As filmagens começaram em 2021, em Atlanta, na Geórgia. Como Jen, Maslany interpretou uma versão de si mesma, embora tenha mencionado que nunca usou tanta maquiagem para interpretar uma personagem supostamente discreta. (“Estou realmente usando cílios postiços. Estou sendo modelada até não poder mais. Essa ideia de Jen ser indesejável é absurda.”) E, como Jen mantém sua consciência mesmo em forma de super-heroína, a Mulher-Hulk é uma versão dela também - embora seja alcançada quase inteiramente por meio de efeitos digitais.
Quando a Mulher-Hulk aparece com toda sua sensualidade, Maslany atua com uma roupa prateada, para capturar seus movimentos, e um capacete. “Eu me sinto como uma criança de pijama.” No entanto, Ginger Gonzaga, que interpreta Nikki, a assistente jurídica de Jen, sempre conseguia dizer como quem ela estava atuando: “Quando ela é a Mulher-Hulk, tem essa fisicalidade que muda instantaneamente, muito depressa.
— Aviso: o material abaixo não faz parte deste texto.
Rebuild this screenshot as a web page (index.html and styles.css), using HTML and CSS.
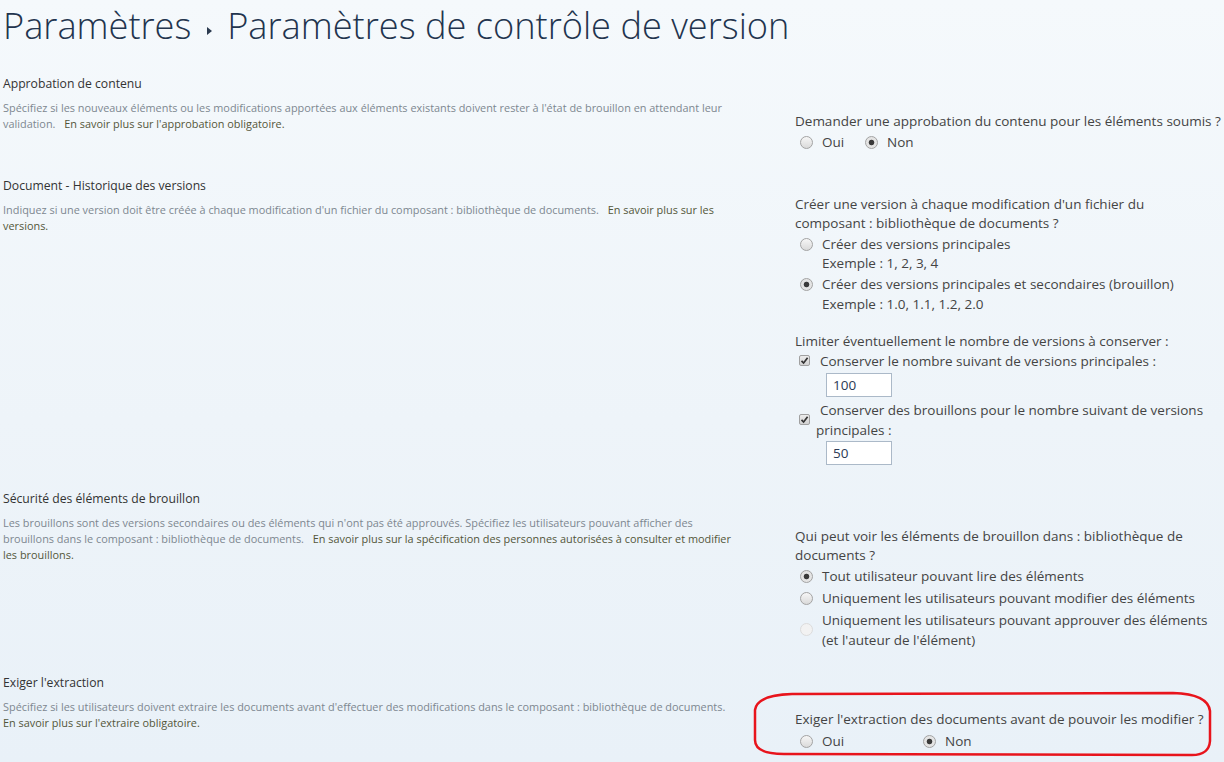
FILE: index.html
```html
<!DOCTYPE html>
<html lang="fr">
<head>
  <meta charset="UTF-8">
  <title>Paramètres de contrôle de version</title>
  <link rel="stylesheet" href="styles.css">
</head>
<body>
  <div class="page">
    <h1 class="page-title">
      <span>Paramètres</span>
      <svg class="crumb-arrow" width="7" height="10" viewBox="0 0 7 10"><polygon points="1,1 6,5 1,9" fill="#2b3a4f"/></svg>
      <span>Paramètres de contrôle de version</span>
    </h1>

    <!-- Approbation de contenu -->
    <div class="section">
      <div class="section-head">
        <h3>Approbation de contenu</h3>
        <p class="desc">Spécifiez si les nouveaux éléments ou les modifications apportées aux éléments existants doivent rester à l'état de brouillon en attendant leur<br>validation. <a class="more">En savoir plus sur l'approbation obligatoire.</a></p>
      </div>
      <div class="section-body">
        <div class="question">Demander une approbation du contenu pour les éléments soumis ?</div>
        <div class="choices inline">
          <label class="opt opt-short"><input type="radio" name="approval">Oui</label>
          <label class="opt"><input type="radio" name="approval" checked>Non</label>
        </div>
      </div>
    </div>

    <!-- Historique des versions -->
    <div class="section section-tall">
      <div class="section-head">
        <h3>Document - Historique des versions</h3>
        <p class="desc">Indiquez si une version doit être créée à chaque modification d'un fichier du composant : bibliothèque de documents. <a class="more">En savoir plus sur les<br>versions.</a></p>
      </div>
      <div class="section-body body-top">
        <div class="question">Créer une version à chaque modification d'un fichier du<br>composant : bibliothèque de documents ?</div>
        <label class="opt"><input type="radio" name="versioning">Créer des versions principales</label>
        <div class="example">Exemple : 1, 2, 3, 4</div>
        <label class="opt"><input type="radio" name="versioning" checked>Créer des versions principales et secondaires (brouillon)</label>
        <div class="example">Exemple : 1.0, 1.1, 1.2, 2.0</div>

        <div class="question limit-title">Limiter éventuellement le nombre de versions à conserver :</div>
        <div class="check-row">
          <span class="check"><svg width="9" height="9" viewBox="0 0 9 9"><path d="M1.5 4.8 L3.6 7 L7.6 1.8" fill="none" stroke="#333" stroke-width="1.7"/></svg></span>
          <span class="check-label">Conserver le nombre suivant de versions principales :</span>
        </div>
        <input class="num-input" type="text" value="100">
        <div class="check-row check-row-wrap">
          <span class="check"><svg width="9" height="9" viewBox="0 0 9 9"><path d="M1.5 4.8 L3.6 7 L7.6 1.8" fill="none" stroke="#333" stroke-width="1.7"/></svg></span>
          <span class="check-label">Conserver des brouillons pour le nombre suivant de versions<br>principales :</span>
        </div>
        <input class="num-input num-input-last" type="text" value="50">
      </div>
    </div>

    <!-- Sécurité des éléments de brouillon -->
    <div class="section">
      <div class="section-head">
        <h3>Sécurité des éléments de brouillon</h3>
        <p class="desc">Les brouillons sont des versions secondaires ou des éléments qui n'ont pas été approuvés. Spécifiez les utilisateurs pouvant afficher des<br>brouillons dans le composant : bibliothèque de documents. <a class="more">En savoir plus sur la spécification des personnes autorisées à consulter et modifier<br>les brouillons.</a></p>
      </div>
      <div class="section-body">
        <div class="question">Qui peut voir les éléments de brouillon dans : bibliothèque de<br>documents ?</div>
        <label class="opt opt-tight"><input type="radio" name="drafts" checked>Tout utilisateur pouvant lire des éléments</label>
        <label class="opt opt-tight"><input type="radio" name="drafts">Uniquement les utilisateurs pouvant modifier des éléments</label>
        <label class="opt opt-multi"><input type="radio" name="drafts" disabled><span>Uniquement les utilisateurs pouvant approuver des éléments<br>(et l'auteur de l'élément)</span></label>
      </div>
    </div>

    <!-- Exiger l'extraction -->
    <div class="section">
      <div class="section-head">
        <h3>Exiger l'extraction</h3>
        <p class="desc">Spécifiez si les utilisateurs doivent extraire les documents avant d'effectuer des modifications dans le composant : bibliothèque de documents.<br><a class="more more-start">En savoir plus sur l'extraire obligatoire.</a></p>
      </div>
      <div class="section-body body-marked">
        <svg class="mark" width="464" height="70" viewBox="0 0 464 70">
          <path d="M3 19 Q5 4 40 3 L421 2 Q456 3 458 20 L458 50 Q457 64 440 64 L32 63 Q3 63 3 49 Z" fill="none" stroke="#e8141c" stroke-width="2.5"/>
        </svg>
        <div class="question">Exiger l'extraction des documents avant de pouvoir les modifier ?</div>
        <div class="choices inline choices-last">
          <label class="opt opt-wide"><input type="radio" name="checkout">Oui</label>
          <label class="opt"><input type="radio" name="checkout" checked>Non</label>
        </div>
      </div>
    </div>
  </div>
</body>
</html>
```

FILE: styles.css
```css
html {
  height: 100%;
  overflow: hidden;
  background: linear-gradient(180deg, #f5f9fc 0%, #eef4f9 55%, #e9f1f8 100%);
}

body {
  margin: 0;
  min-height: 100%;
  font-family: 'Open Sans', sans-serif;
  color: #444;
}

.page {
  padding-left: 3px;
  padding-bottom: 12px;
}

.page-title {
  margin: 0;
  height: 75px;
  line-height: 50px;
  font-size: 36.2px;
  font-weight: 300;
  color: #22344e;
  white-space: nowrap;
}

.crumb-arrow {
  margin: 0 5px 0 5px;
  vertical-align: 3px;
}

.section {
  display: flex;
  padding-bottom: 24px;
}
.section-tall { padding-bottom: 25px; }
.section:last-child {
  padding-bottom: 0;
}

.section-head {
  width: 740px;
  flex: none;
}

.section-head h3 {
  margin: 0 0 7px;
  font-size: 12.2px;
  font-weight: 400;
  line-height: 18px;
  color: #333;
}

.desc {
  margin: 0;
  font-size: 10.9px;
  line-height: 16px;
  color: #7d8790;
  white-space: nowrap;
}

.more {
  margin-left: 6px;
  color: #535639;
}
.more-start { margin-left: 0; }

.section-body {
  margin-left: 52px;
  padding-top: 37px;
  font-size: 13.5px;
  line-height: 19px;
  white-space: nowrap;
}
.body-top { padding-top: 18px; }
.body-marked {
  position: relative;
  padding-top: 36px;
}

.question { color: #444; }

.opt {
  display: flex;
  align-items: center;
  height: 20px;
  margin-top: 1.5px;
  color: #444;
}
.opt-tight { margin-top: 2px; }
.opt-multi {
  height: auto;
  line-height: 20px;
  margin-top: 1px;
}

.choices.inline { display: flex; }
.choices-last { margin-top: 1px; }
.opt-short { width: 65px; }
.opt-wide { width: 123px; }

input[type="radio"] {
  -webkit-appearance: none;
  appearance: none;
  width: 13px;
  height: 13px;
  margin: 0 9px 0 5px;
  border: 1px solid #a3a3a3;
  border-radius: 50%;
  background: linear-gradient(180deg, #f6f6f6, #dadada);
  flex: none;
}
input[type="radio"]:checked {
  background: radial-gradient(circle, #3a3a3a 0 2.4px, #e4e4e4 3.2px);
}
input[type="radio"]:disabled {
  border-color: #dcdcdc;
  background: #f2f2f2;
}

.example {
  padding-left: 27px;
  color: #444;
}

.limit-title { margin-top: 18px; }

.check-row {
  display: flex;
  align-items: center;
  line-height: 20px;
  margin-top: 0;
}
.check-row-wrap { margin-top: 3px; }

.check {
  flex: none;
  width: 11px;
  height: 11px;
  margin: 0 6px 0 4px;
  border: 1px solid #a0a0a0;
  border-radius: 2px;
  background: linear-gradient(180deg, #ececec, #d2d2d2);
  display: flex;
  align-items: center;
  justify-content: center;
  box-sizing: border-box;
}

.check-label {
  text-indent: 4px;
}

.num-input {
  display: block;
  margin: 2px 0 0 31px;
  width: 66px;
  height: 24px;
  box-sizing: border-box;
  border: 1px solid #abb9c8;
  padding: 0 6px;
  font-family: 'Open Sans', sans-serif;
  font-size: 13.5px;
  color: #2b3a55;
  background: #fff;
}
.num-input-last { margin-top: 1px; }

.mark {
  position: absolute;
  left: -43px;
  top: 17px;
  pointer-events: none;
}
```
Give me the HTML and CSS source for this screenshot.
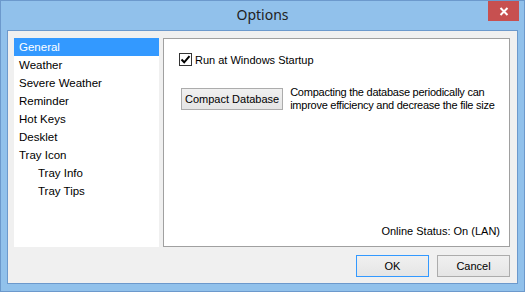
FILE: index.html
```html
<!DOCTYPE html>
<html lang="en">
<head>
    <meta charset="UTF-8">
    <title>Options</title>
    <link rel="stylesheet" href="styles.css">
</head>
<body>
    <div class="window">
        <div class="titlebar">
            <span></span>
            <span class="title">Options</span>
            <button class="close" type="button" aria-label="Close">
                <svg width="10" height="9" viewBox="0 0 10 9">
                    <path d="M1.5 1 L8.5 8 M8.5 1 L1.5 8" stroke="#fff" stroke-width="2"/>
                </svg>
            </button>
        </div>

        <div class="client">
            <div class="main">
                <ul class="nav">
                    <li class="selected">General</li>
                    <li>Weather</li>
                    <li>Severe Weather</li>
                    <li>Reminder</li>
                    <li>Hot Keys</li>
                    <li>Desklet</li>
                    <li>Tray Icon</li>
                    <li class="sub">Tray Info</li>
                    <li class="sub">Tray Tips</li>
                </ul>

                <div class="panel">
                    <label class="check">
                        <span class="box">
                            <svg width="11" height="11" viewBox="0 0 11 11">
                                <path d="M1.5 5.5 L4.2 8.3 L9.5 2.2" fill="none" stroke="#000" stroke-width="2"/>
                            </svg>
                        </span>
                        Run at Windows Startup
                    </label>

                    <div class="compact">
                        <button class="btn" type="button">Compact Database</button>
                        <p>Compacting the database periodically can<br>improve efficiency and decrease the file size</p>
                    </div>

                    <div class="status">Online Status: On (LAN)</div>
                </div>
            </div>

            <div class="actions">
                <button class="btn default" type="button">OK</button>
                <button class="btn" type="button">Cancel</button>
            </div>
        </div>
    </div>
</body>
</html>
```

FILE: styles.css
```css
* {
    margin: 0;
    padding: 0;
    box-sizing: border-box;
}

body {
    font-family: "Liberation Sans", Arial, sans-serif;
    font-size: 11px;
    color: #000;
    background-color: #91c1eb;
}

.window {
    width: 525px;
    height: 292px;
    background-color: #91c1eb;
    border: 1px solid #6c99cc;
    display: flex;
    flex-direction: column;
}

.titlebar {
    height: 29px;
    display: grid;
    grid-template-columns: 1fr auto 1fr;
    align-items: start;
}

.title {
    font-family: "Noto Sans", "Open Sans", sans-serif;
    font-size: 14px;
    color: #222;
    line-height: 28px;
}

.close {
    justify-self: end;
    width: 31px;
    height: 20px;
    margin-right: 5px;
    border: none;
    background-color: #c75050;
    display: flex;
    justify-content: center;
    align-items: center;
}

.client {
    flex: 1;
    margin: 0 6px 7px 6px;
    border: 1px solid #6c99cc;
    background-color: #f0f0f0;
    padding: 7px 7px 6px 6px;
    display: flex;
    flex-direction: column;
}

.main {
    display: flex;
    gap: 4px;
    height: 209px;
}

.nav {
    list-style: none;
    width: 145px;
    flex-shrink: 0;
    background-color: #fff;
    font-size: 11.5px;
}

.nav li {
    height: 18px;
    line-height: 18px;
    padding-left: 5px;
}

.nav li.selected {
    background-color: #3399ff;
    color: #fff;
}

.nav li.sub {
    padding-left: 24px;
}

.panel {
    flex: 1;
    min-width: 0;
    background-color: #fff;
    border: 1px solid #a0a0a0;
    padding: 13px 9px 9px 15px;
    display: flex;
    flex-direction: column;
}

.check {
    display: flex;
    align-items: center;
    gap: 3px;
    height: 15px;
}

.box {
    width: 13px;
    height: 13px;
    border: 1px solid #333;
    display: flex;
    justify-content: center;
    align-items: center;
}

.compact {
    display: flex;
    align-items: center;
    gap: 7px;
    margin-top: 19px;
    padding-left: 2px;
}

.compact p {
    line-height: 13px;
    white-space: nowrap;
    letter-spacing: -0.25px;
}

.btn {
    font-family: "Liberation Sans", Arial, sans-serif;
    font-size: 11px;
    color: #000;
    height: 22px;
    padding: 0 3px;
    white-space: nowrap;
    flex-shrink: 0;
    border: 1px solid #acacac;
    background: linear-gradient(#f0f0f0, #e5e5e5);
}

.status {
    margin-top: auto;
    text-align: right;
}

.actions {
    margin-top: auto;
    display: flex;
    justify-content: flex-end;
    gap: 8px;
}

.actions .btn {
    width: 73px;
}

.btn.default {
    border-color: #3399ff;
}
```
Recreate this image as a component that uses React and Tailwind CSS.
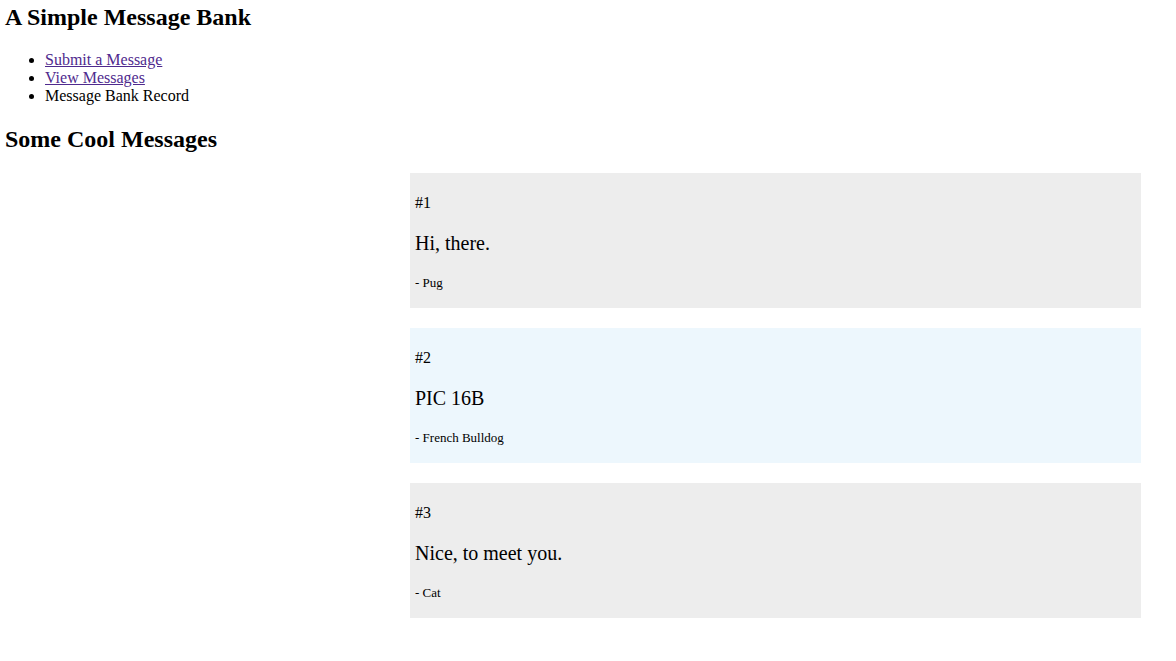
import React from "react";

const messages = [
  { id: 1, text: "Hi, there.", author: "Pug", bg: "bg-[#ededed]" },
  { id: 2, text: "PIC 16B", author: "French Bulldog", bg: "bg-[#edf7fd]" },
  { id: 3, text: "Nice, to meet you.", author: "Cat", bg: "bg-[#ededed]" },
];

const App = () => {
  return (
    <div className="min-h-screen bg-white px-[5px] pt-[4px] font-['Liberation_Serif','Times_New_Roman',serif] text-black">
      <h1 className="text-[24px] font-bold leading-[27px]">A Simple Message Bank</h1>
      <ul className="mt-[20px] list-disc pl-[40px] text-[16px] leading-[18px]">
        <li>
          <a href="#" className="text-[#4f2a8e] underline">
            Submit a Message
          </a>
        </li>
        <li>
          <a href="#" className="text-[#4f2a8e] underline">
            View Messages
          </a>
        </li>
        <li>Message Bank Record</li>
      </ul>
      <h2 className="mt-[21px] text-[24px] font-bold leading-[27px]">Some Cool Messages</h2>

      <div className="ml-[405px] mt-[20px] flex w-[731px] flex-col gap-[20px]">
        {messages.map((m) => (
          <div key={m.id} className={`${m.bg} px-[5px] pt-[21px] pb-[18px]`}>
            <p className="text-[16px] leading-[18px]">#{m.id}</p>
            <p className="mt-[20px] text-[20px] leading-[23px]">{m.text}</p>
            <p className="mt-[20px] text-[13px] leading-[15px]">- {m.author}</p>
          </div>
        ))}
      </div>
    </div>
  );
};

export default App;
Tem uma atitude orgulhosa e uma postura elegante.”
Maslany descreveu o porte de sua personagem como mais pesado, menos inquieto, mais centrado na pélvis: “O peso da Mulher-Hulk tem um centro de gravidade diferente.” Essa pode ser a maneira como uma mulher se moveria se se sentisse segura no mundo, se soubesse que ninguém poderia machucá-la. Mas “A Mulher-Hulk” sugere uma fantasia adicional, que é indiscutivelmente ainda mais incrível que a ficção científica de “Orphan Black”. Esse novo programa sugere que uma mulher pode ter raiva e que o mundo de fato gostaria disso.
Perguntei a Maslany qual foi a última vez que ficou brava. “Meio que está sempre lá”, confessou. Mas ela raramente se permite expressar esse sentimento na vida pessoal. “Eu adoraria ser capaz de ficar com raiva, mas não, tipo, tremendo e chorando” - como acontece com a Mulher-Hulk. “Ela se transforma em uma versão hiperbonita e hiperfeminina que pode ser mais palatável em meio à raiva. É louco. É superlouco”, comentou Maslany ao sair da ponte e entrar na confusão de Manhattan.